Gabriel Claudio

Personal information
- Date of birth: October 25, 1999 (age 26)
- Place of birth: Yuma, Arizona, United States
- Height: 1.88 m (6 ft 2 in)
- Position: Defender

College career
- Years: Team / Apps / (Gls)
- 2018–2019: Yavapai Roughriders / 38 / (12)
- 2020–2021: UNLV Rebels / 29 / (2)

Senior career*
- Years: Team / Apps / (Gls)
- 2019: FC Golden State Force / 0 / (0)
- 2021: Laredo Heat / 9 / (2)
- 2022: Union Omaha / 22 / (0)
- 2023: One Knoxville / 19 / (1)

= Gabriel Claudio =

American soccer player

Gabriel Claudio (born October 25, 1999) is an American soccer player who plays as a defender.

==Career==
===Youth, College & Amateur===
Claudio attended Cibola High School, where he helped the team finish third in the state tournament during his junior season.

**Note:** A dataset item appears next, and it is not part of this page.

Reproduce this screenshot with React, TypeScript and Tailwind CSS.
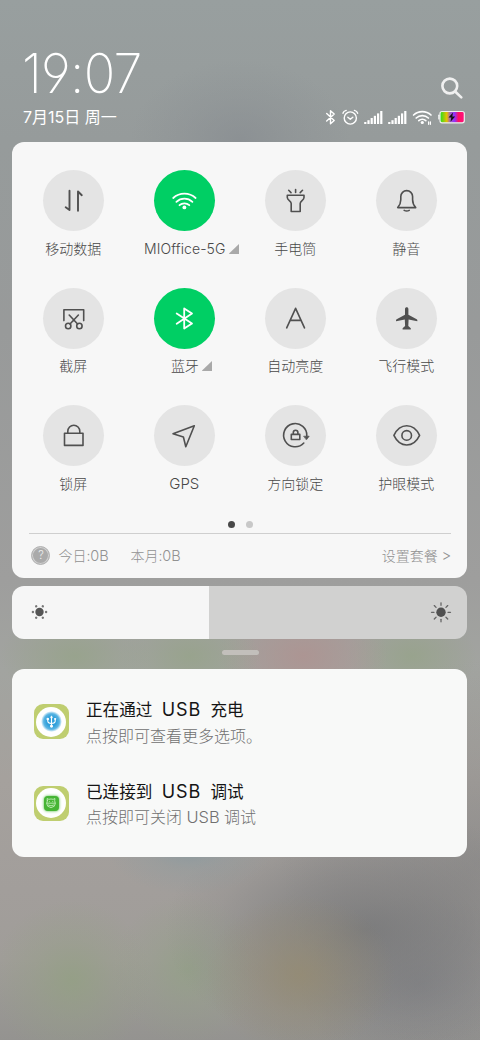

Claudio was a two-time first team all-state selection and claimed conference Player of the Year honors in 2017. He also spent two seasons on the football team, playing kicker, free safety, and wide receiver and earning City Player of the Year recognition as well as first team all-state honors in 2017 as a junior. He likewise set every major receiving and touchdown record in Yuma County history. He was also a first-team all-state selection on defense as a sophomore.

In 2017, Claudio attended Yavapai College to play college soccer. In two seasons with the Roughriders, Claudio made 38 appearances, scoring 12 goals and tallying six assists. Claduio helped Yavapai to a conference title in 2019 while earning Region Player of the Year Runner-Up honors, and was a first team All-NJCAA All-Region team selection.

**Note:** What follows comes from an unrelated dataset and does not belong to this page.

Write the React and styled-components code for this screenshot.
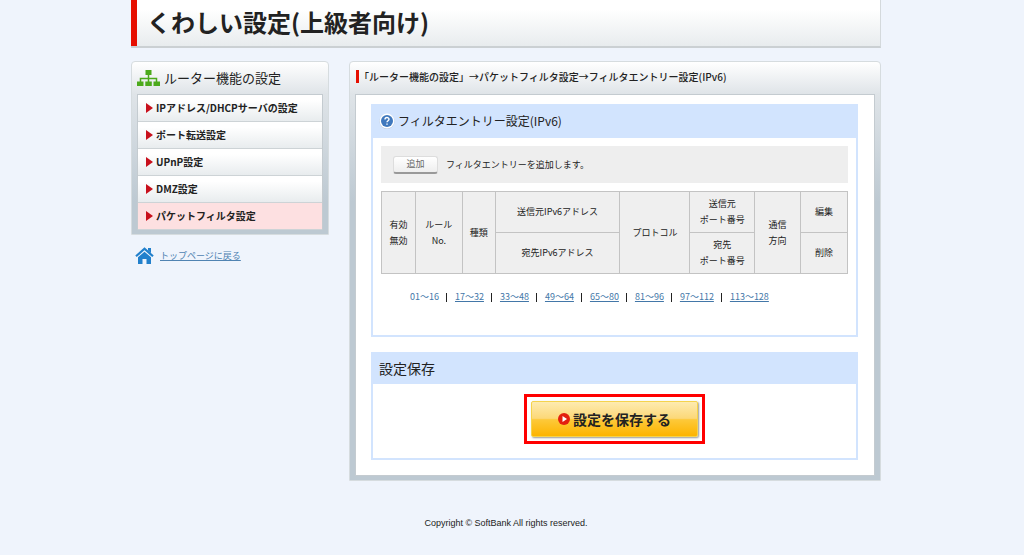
import styled, { createGlobalStyle } from 'styled-components';

const GlobalStyle = createGlobalStyle`
* {
	box-sizing: border-box;
}

body {
	margin: 0;
	background-color: #eff4fc;
	color: #222;
	font-family: 'Noto Sans CJK JP', 'Liberation Sans', sans-serif;
	font-size: 9px;
	line-height: 16px;
}

h1, h2, h3, p, ul, ol {
	margin: 0;
	padding: 0;
	font-weight: 400;
}

ul, ol {
	list-style: none;
}
`;

const Page = styled.div`
	max-width: 762px;
	margin: 0 auto;
	padding-right: 12px;
`;

const PageHeader = styled.header`
	border-right: 1px solid #d4d9dc;
	border-bottom: 2px solid #cbd0d3;
	background: linear-gradient(#fff 20%, #e8ecee);

	h1 {
		border-left: 6px solid #e60f00;
		padding: 5px 10px 7px;
		font-size: 24px;
		font-weight: 700;
		line-height: 34px;
	}
`;

const Columns = styled.div`
	display: flex;
	align-items: flex-start;
	gap: 20px;
	margin-top: 13px;
`;

const SideColumn = styled.div`
	flex: 0 0 198px;
`;

const Panel = styled.section`
	border: 1px solid #d6dcdf;
	border-radius: 4px 4px 0 0;
	background: linear-gradient(#fff, #dfe4e8 32px, #bdc9d2 140px);
	padding: 0 5px 4px;
`;

const MainPanel = styled(Panel)`
	flex: 1;
	min-width: 0;
`;

const PanelTitle = styled.h2`
	display: flex;
	align-items: center;
	gap: 4px;
	height: 32px;
	font-size: 13px;
`;

const Breadcrumb = styled.p`
	display: flex;
	align-items: center;
	height: 32px;
	padding: 0 1px 4px;
	font-size: 10px;
	font-weight: 500;

	span {
		border-left: 3px solid #e60f00;
		line-height: 13px;
	}
`;

const Menu = styled.ul`
	border: 1px solid #c4cbd0;
	border-bottom: 0;
`;

const MenuLink = styled.a`
	display: flex;
	align-items: center;
	gap: 3px;
	height: 27px;
	padding-left: 7px;
	border-bottom: 1px solid #cdd3d6;
	background: ${({ $current }) =>
		$current ? '#fde0e1' : 'linear-gradient(#fff 20%, #e8ecee)'};
	color: #222;
	font-size: 10px;
	font-weight: 700;
	text-decoration: none;
`;

const BackLink = styled.a`
	display: flex;
	align-items: center;
	gap: 6px;
	padding: 12px 4px;
	color: #5083b2;
`;

const PanelBody = styled.div`
	border: 1px solid #c4cbd0;
	background-color: #fff;
	padding: 9px 16px 15px 15px;
`;

const Section = styled.section`
	border: 2px solid #d2e4fe;
	border-top: 0;

	& + & {
		margin-top: 15px;
	}
`;

const SectionTitle = styled.h3`
	display: flex;
	align-items: center;
	gap: 3px;
	height: ${({ $tall }) => ($tall ? '34px' : '32px')};
	padding: 0 6px;
	background-color: #d2e4fe;
	font-size: ${({ $tall }) => ($tall ? '12px' : '14px')};
`;

const SectionBody = styled.div`
	padding: 8px 8px 30px;
`;

const AddBar = styled.div`
	display: flex;
	align-items: center;
	gap: 8px;
	height: 37px;
	padding: 0 12px;
	background-color: #eee;
`;

const AddButton = styled.button`
	width: 45px;
	height: 18px;
	padding: 0;
	border: 1px solid #ddd;
	border-bottom: 2px solid #999;
	border-radius: 3px;
	background: linear-gradient(#fff, #eee);
	color: #666;
	font: inherit;
	line-height: 14px;
`;

const FilterTable = styled.table`
	width: 100%;
	margin-top: 8px;
	border-collapse: collapse;
	table-layout: fixed;

	th {
		height: 41px;
		padding: 0;
		border: 1px solid #c3c3c3;
		background-color: #efefef;
		font-weight: 400;
	}
`;

const Pager = styled.ol`
	display: flex;
	margin-top: 15px;
	padding-left: 29px;
	color: #4377a8;

	li + li::before {
		content: '';
		display: inline-block;
		height: 9px;
		margin: 0 8px 0 7px;
		border-left: 1px solid #222;
		vertical-align: middle;
	}

	a {
		color: #4377a8;
	}
`;

const SaveArea = styled.div`
	display: flex;
	justify-content: center;
	padding: 10px 0 14px;
`;

const SaveFrame = styled.div`
	border: 3px solid #ff0000;
	padding: 4px;
`;

const SaveButton = styled.button`
	display: flex;
	align-items: center;
	justify-content: center;
	gap: 3px;
	width: 167px;
	height: 36px;
	padding: 0;
	border: 1px solid #f5d34c;
	border-radius: 2px;
	background: linear-gradient(#fdebb0, #fcd878 48%, #fdc93a 52%, #fdb400);
	box-shadow: 1px 1px 2px #999;
	color: #222;
	font: inherit;
	font-size: 14px;
	font-weight: 700;
`;

const Footer = styled.footer`
	padding: 34px 0;
	font-family: 'Liberation Sans', sans-serif;
	text-align: center;
`;

const SitemapIcon = () => (
	<svg width='23' height='18' viewBox='0 0 23 18' aria-hidden='true'>
		<path
			d='M11.5 5v9M3.5 13V9.5h16V13'
			fill='none'
			stroke='#4caa1c'
			strokeWidth='1.5'
		/>
		<path
			d='M8.5 1h6v5h-6zM0 12.500h6.500v4.500H0zM8.300 12.500h6.500v4.500H8.300zM16.500 12.500H23v4.500h-6.500z'
			fill='#4caa1c'
		/>
	</svg>
);

const ArrowIcon = () => (
	<svg width='8' height='10' viewBox='0 0 8 10' aria-hidden='true'>
		<path d='M1 0l7 5-7 5z' fill='#c8101c' />
	</svg>
);

const HomeIcon = () => (
	<svg width='19' height='17' viewBox='0 0 19 17' aria-hidden='true'>
		<path
			d='M1 9.300l8.500-7.500L18 9.300'
			fill='none'
			stroke='#2280cc'
			strokeWidth='2.200'
		/>
		<path d='M13 1h3v5.200l-3-2.700z' fill='#2280cc' />
		<path d='M3 10.300l6.500-5.600L16 10.300V17h-4.500v-5h-4v5H3z' fill='#2280cc' />
	</svg>
);

const HelpIcon = () => (
	<svg width='16' height='16' viewBox='0 0 16 16' aria-hidden='true'>
		<circle cx='8' cy='8.500' r='7.500' fill='#b5c4d8' />
		<circle cx='8' cy='8' r='7.400' fill='#fff' />
		<circle cx='8' cy='8' r='6' fill='#3f78bd' />
		<path
			d='M6 6.500c0-2.600 4-2.600 4-.2 0 1.400-2 1.400-2 3M8 10.500v1.300'
			fill='none'
			stroke='#fff'
			strokeWidth='1.400'
		/>
	</svg>
);

const PlayIcon = () => (
	<svg width='12' height='12' viewBox='0 0 12 12' aria-hidden='true'>
		<circle cx='6' cy='6' r='6' fill='#e3200f' />
		<path d='M4.500 3l4.500 3-4.500 3z' fill='#fff' />
	</svg>
);

const menuItems = [
	'IPアドレス/DHCPサーバの設定',
	'ポート転送設定',
	'UPnP設定',
	'DMZ設定',
	'パケットフィルタ設定',
];

const ranges = [
	'01～16',
	'17～32',
	'33～48',
	'49～64',
	'65～80',
	'81～96',
	'97～112',
	'113～128',
];

const columnWidths = [34, 47, 33, 125, 70, 65, 46, 47];
const tableUnits = columnWidths.reduce((sum, width) => sum + width, 0);

const App = () => (
	<>
		<GlobalStyle />
		<Page>
			<PageHeader>
				<h1>くわしい設定(上級者向け)</h1>
			</PageHeader>
			<Columns>
				<SideColumn>
					<Panel as='nav'>
						<PanelTitle>
							<SitemapIcon />
							ルーター機能の設定
						</PanelTitle>
						<Menu>
							{menuItems.map((item, index) => (
								<li key={item}>
									<MenuLink
										href='#'
										$current={index === menuItems.length - 1}
									>
										<ArrowIcon />
										{item}
									</MenuLink>
								</li>
							))}
						</Menu>
					</Panel>
					<BackLink href='#'>
						<HomeIcon />
						トップページに戻る
					</BackLink>
				</SideColumn>

				<MainPanel as='main'>
					<Breadcrumb>
						<span>
							「ルーター機能の設定」→パケットフィルタ設定→フィルタエントリー設定(IPv6)
						</span>
					</Breadcrumb>
					<PanelBody>
						<Section>
							<SectionTitle $tall>
								<HelpIcon />
								フィルタエントリー設定(IPv6)
							</SectionTitle>
							<SectionBody>
								<AddBar>
									<AddButton type='button'>追加</AddButton>
									<p>フィルタエントリーを追加します。</p>
								</AddBar>
								<FilterTable>
									<colgroup>
										{columnWidths.map((width, index) => (
											<col
												key={index}
												style={{ width: `${(width / tableUnits) * 100}%` }}
											/>
										))}
									</colgroup>
									<thead>
										<tr>
											<th rowSpan={2}>有効<br />無効</th>
											<th rowSpan={2}>ルール<br />No.</th>
											<th rowSpan={2}>種類</th>
											<th>送信元IPv6アドレス</th>
											<th rowSpan={2}>プロトコル</th>
											<th>送信元<br />ポート番号</th>
											<th rowSpan={2}>通信<br />方向</th>
											<th>編集</th>
										</tr>
										<tr>
											<th>宛先IPv6アドレス</th>
											<th>宛先<br />ポート番号</th>
											<th>削除</th>
										</tr>
									</thead>
								</FilterTable>
								<Pager>
									{ranges.map((range, index) => (
										<li key={range}>
											{index === 0 ? range : <a href='#'>{range}</a>}
										</li>
									))}
								</Pager>
							</SectionBody>
						</Section>

						<Section>
							<SectionTitle>設定保存</SectionTitle>
							<SaveArea>
								<SaveFrame>
									<SaveButton type='button'>
										<PlayIcon />
										設定を保存する
									</SaveButton>
								</SaveFrame>
							</SaveArea>
						</Section>
					</PanelBody>
				</MainPanel>
			</Columns>
			<Footer>Copyright © SoftBank All rights reserved.</Footer>
		</Page>
	</>
);

export default App;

In 2020, Claudio transferred to the University of Nevada, Las Vegas. Here he made 29 appearances, scored two goals, added three assists, and was an Honorable Mention for the All-WAC teams.

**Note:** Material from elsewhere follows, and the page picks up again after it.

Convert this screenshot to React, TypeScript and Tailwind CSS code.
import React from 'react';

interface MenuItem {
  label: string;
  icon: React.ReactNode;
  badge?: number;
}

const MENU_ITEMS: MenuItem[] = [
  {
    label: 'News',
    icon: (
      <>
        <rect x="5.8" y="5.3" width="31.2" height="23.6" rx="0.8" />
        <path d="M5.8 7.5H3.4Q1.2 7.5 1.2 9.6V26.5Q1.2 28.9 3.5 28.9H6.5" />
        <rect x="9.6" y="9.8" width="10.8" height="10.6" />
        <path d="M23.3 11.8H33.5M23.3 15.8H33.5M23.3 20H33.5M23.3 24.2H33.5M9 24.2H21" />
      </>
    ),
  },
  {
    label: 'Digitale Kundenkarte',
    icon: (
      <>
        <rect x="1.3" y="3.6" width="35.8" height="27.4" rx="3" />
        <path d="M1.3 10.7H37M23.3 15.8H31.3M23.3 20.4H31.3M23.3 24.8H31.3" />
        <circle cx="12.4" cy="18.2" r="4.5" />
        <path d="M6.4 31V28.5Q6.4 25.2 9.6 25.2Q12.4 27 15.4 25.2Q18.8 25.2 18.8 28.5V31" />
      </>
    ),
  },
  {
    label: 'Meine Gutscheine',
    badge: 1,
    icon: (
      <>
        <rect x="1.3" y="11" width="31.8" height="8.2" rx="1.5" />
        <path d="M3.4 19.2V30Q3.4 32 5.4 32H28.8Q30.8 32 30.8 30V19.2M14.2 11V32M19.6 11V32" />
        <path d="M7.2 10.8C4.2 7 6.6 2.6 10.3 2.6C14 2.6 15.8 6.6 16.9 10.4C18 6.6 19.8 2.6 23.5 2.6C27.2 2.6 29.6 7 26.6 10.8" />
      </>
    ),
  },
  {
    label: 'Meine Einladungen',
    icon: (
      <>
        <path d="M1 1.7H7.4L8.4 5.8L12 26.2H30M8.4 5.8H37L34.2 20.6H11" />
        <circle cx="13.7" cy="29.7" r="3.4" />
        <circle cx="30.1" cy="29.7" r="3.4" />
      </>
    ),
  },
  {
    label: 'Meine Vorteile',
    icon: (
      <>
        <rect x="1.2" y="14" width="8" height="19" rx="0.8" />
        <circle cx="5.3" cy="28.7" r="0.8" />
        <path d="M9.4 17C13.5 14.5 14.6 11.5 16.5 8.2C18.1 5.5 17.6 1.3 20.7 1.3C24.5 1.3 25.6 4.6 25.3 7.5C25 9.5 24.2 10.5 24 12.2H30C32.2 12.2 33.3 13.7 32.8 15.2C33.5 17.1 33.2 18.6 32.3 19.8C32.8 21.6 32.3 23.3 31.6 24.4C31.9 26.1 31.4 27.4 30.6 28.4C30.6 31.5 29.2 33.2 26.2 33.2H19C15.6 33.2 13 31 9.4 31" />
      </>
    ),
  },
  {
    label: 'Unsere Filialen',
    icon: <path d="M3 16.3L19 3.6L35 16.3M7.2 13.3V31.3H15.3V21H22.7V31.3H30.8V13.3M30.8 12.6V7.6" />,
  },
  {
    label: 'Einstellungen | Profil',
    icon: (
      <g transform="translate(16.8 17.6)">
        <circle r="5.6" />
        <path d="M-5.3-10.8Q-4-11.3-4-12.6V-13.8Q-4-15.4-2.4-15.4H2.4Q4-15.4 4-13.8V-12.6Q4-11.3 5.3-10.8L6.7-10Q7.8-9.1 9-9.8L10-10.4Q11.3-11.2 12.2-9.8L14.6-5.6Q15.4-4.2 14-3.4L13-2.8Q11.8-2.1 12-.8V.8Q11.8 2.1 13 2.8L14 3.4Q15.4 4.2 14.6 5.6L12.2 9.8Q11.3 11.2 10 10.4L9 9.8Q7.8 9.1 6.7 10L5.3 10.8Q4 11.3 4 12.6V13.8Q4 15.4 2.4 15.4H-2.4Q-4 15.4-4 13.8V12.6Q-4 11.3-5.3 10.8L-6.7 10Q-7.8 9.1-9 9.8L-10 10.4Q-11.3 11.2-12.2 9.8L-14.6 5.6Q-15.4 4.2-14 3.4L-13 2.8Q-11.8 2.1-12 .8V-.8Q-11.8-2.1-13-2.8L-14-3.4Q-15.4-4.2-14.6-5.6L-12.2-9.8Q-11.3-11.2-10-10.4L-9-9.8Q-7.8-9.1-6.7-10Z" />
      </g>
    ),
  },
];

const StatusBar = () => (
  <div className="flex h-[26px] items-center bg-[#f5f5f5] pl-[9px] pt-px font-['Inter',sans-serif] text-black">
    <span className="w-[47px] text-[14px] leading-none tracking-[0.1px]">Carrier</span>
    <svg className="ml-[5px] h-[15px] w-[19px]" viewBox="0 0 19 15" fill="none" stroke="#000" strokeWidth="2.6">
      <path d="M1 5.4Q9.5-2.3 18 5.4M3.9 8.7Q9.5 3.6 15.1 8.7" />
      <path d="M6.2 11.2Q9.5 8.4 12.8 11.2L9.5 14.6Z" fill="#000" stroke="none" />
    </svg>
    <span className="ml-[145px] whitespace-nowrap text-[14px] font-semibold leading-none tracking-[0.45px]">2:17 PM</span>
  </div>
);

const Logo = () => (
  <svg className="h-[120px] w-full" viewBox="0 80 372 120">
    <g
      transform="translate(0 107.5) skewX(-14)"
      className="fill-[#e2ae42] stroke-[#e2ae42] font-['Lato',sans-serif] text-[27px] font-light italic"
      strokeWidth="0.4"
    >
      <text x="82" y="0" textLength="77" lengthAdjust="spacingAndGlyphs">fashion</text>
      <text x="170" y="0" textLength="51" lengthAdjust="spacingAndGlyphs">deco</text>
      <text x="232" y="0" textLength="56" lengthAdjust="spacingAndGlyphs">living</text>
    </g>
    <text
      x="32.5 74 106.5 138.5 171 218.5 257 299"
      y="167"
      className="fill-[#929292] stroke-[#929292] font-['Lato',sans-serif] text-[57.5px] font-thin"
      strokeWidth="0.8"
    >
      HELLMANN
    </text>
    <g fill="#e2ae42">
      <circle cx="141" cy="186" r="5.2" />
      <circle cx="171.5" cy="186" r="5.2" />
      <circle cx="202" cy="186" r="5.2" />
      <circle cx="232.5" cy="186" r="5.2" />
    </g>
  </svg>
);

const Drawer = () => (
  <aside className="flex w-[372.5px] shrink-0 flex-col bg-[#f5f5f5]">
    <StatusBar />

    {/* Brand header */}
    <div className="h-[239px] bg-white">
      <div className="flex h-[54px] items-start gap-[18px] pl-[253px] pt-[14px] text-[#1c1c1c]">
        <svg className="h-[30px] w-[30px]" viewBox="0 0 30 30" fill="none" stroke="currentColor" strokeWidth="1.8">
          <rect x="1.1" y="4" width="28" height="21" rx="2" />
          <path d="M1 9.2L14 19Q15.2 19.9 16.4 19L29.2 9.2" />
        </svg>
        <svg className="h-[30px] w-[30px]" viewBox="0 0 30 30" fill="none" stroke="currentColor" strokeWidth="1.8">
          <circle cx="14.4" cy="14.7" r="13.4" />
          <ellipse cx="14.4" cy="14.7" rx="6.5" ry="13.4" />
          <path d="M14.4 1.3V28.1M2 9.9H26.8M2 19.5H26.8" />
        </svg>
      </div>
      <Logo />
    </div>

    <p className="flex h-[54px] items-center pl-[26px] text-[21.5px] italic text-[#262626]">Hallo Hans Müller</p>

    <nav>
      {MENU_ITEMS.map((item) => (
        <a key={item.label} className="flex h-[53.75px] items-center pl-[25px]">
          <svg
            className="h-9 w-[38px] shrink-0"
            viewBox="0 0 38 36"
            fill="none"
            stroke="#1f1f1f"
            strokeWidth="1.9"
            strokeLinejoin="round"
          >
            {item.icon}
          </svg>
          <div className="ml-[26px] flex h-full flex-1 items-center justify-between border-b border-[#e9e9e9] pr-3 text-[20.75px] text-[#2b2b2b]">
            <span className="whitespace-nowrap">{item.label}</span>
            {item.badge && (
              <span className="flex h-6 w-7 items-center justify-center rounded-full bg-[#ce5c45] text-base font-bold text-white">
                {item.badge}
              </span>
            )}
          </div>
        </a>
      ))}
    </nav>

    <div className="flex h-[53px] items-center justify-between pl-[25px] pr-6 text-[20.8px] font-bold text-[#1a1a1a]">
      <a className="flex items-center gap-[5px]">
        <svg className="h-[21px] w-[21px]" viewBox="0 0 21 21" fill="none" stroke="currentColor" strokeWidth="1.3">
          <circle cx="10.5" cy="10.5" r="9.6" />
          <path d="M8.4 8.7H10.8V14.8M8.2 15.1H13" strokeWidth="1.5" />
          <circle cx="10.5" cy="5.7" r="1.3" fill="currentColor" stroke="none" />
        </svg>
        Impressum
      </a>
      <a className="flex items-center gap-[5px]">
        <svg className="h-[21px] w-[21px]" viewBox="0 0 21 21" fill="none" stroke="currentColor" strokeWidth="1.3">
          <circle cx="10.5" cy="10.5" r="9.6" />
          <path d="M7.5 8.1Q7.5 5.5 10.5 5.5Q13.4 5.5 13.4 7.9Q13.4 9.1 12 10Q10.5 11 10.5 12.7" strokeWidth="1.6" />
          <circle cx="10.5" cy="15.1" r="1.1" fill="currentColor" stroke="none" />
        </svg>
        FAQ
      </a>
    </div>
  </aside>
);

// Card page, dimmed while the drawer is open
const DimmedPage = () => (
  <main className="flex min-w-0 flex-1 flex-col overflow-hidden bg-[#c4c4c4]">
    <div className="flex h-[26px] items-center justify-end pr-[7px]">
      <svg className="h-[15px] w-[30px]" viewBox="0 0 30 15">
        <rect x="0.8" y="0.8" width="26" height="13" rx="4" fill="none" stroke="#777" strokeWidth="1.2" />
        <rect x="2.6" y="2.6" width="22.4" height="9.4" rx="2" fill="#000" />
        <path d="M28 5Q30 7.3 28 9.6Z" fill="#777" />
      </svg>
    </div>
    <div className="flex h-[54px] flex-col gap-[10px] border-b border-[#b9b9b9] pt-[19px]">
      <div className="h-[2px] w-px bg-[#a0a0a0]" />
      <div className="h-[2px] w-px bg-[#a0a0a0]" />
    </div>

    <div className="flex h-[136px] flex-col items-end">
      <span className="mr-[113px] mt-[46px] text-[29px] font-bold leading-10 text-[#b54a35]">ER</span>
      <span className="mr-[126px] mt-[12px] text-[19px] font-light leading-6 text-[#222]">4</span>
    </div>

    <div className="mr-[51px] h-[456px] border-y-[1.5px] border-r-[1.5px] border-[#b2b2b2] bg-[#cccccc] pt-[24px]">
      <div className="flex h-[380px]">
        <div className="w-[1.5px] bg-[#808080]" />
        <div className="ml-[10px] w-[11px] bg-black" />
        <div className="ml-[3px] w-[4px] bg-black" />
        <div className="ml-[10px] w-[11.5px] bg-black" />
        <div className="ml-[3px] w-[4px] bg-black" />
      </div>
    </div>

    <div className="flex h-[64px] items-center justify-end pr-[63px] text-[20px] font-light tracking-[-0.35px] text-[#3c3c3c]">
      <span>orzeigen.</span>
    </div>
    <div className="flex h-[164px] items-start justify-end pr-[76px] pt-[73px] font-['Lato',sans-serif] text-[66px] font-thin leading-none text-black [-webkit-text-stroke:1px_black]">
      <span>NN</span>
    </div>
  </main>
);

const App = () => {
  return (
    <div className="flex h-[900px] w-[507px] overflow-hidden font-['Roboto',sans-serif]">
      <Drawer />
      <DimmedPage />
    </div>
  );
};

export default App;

While at college, Claudio was with FC Golden State Force of the USL League Two during their 2019 season, but didn't make an appearance for the team. In 2021, he played with NPSL club Laredo Heat, scoring two goals in nine games, and was also named as a finalist for the NPSL Conference XI awards.

===Professional===
On March 22, 2022, Claudio signed with USL League One club Union Omaha. He debuted for the club on April 9, 2022, appearing as an 85th–minute substitute during a 2–2 draw with Forward Madison.

Claudio signed with League One expansion club One Knoxville on January 26, 2023.